INSTRUCTION: Determine how many lines below hold the string "this". Reply with the number alone.

TASK INPUTS:
•••••

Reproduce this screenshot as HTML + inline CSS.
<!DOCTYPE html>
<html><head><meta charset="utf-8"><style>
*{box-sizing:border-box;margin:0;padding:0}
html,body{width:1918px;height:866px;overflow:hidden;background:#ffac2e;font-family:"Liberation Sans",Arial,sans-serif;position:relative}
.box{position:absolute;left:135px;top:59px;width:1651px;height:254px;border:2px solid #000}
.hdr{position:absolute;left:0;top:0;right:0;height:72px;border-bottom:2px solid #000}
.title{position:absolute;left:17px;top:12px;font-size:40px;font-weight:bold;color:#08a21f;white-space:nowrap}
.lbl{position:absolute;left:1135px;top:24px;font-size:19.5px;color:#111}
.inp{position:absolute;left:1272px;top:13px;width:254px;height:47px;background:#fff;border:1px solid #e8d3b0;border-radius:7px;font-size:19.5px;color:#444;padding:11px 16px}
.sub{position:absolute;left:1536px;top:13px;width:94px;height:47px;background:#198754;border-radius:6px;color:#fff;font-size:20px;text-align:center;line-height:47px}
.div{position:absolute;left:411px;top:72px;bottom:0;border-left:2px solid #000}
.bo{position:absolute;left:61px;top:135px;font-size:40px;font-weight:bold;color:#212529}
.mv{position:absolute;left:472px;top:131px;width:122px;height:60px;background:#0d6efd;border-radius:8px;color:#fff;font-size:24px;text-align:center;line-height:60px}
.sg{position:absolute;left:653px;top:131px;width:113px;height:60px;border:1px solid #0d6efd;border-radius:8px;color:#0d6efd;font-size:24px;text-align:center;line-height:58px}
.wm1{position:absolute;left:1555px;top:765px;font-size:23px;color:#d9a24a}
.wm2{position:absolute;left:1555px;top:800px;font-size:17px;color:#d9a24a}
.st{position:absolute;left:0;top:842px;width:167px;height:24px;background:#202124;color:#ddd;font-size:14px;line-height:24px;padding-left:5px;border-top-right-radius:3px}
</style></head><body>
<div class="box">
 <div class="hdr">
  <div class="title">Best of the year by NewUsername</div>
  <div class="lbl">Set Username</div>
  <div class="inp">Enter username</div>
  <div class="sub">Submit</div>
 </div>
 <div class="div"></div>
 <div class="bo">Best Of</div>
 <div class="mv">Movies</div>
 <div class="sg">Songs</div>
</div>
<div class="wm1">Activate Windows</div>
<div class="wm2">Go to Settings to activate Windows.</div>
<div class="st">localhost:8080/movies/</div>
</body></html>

•••••

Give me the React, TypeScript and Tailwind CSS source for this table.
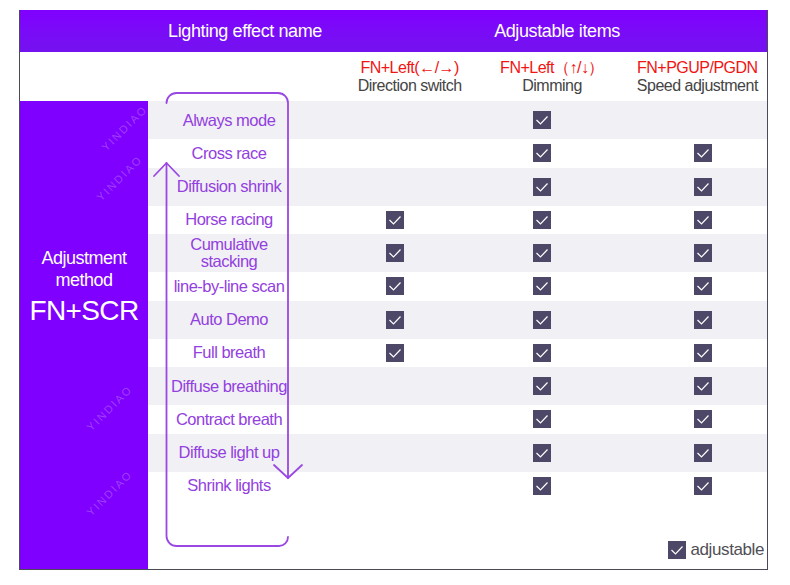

•••••

WRITTEN REPLY: 2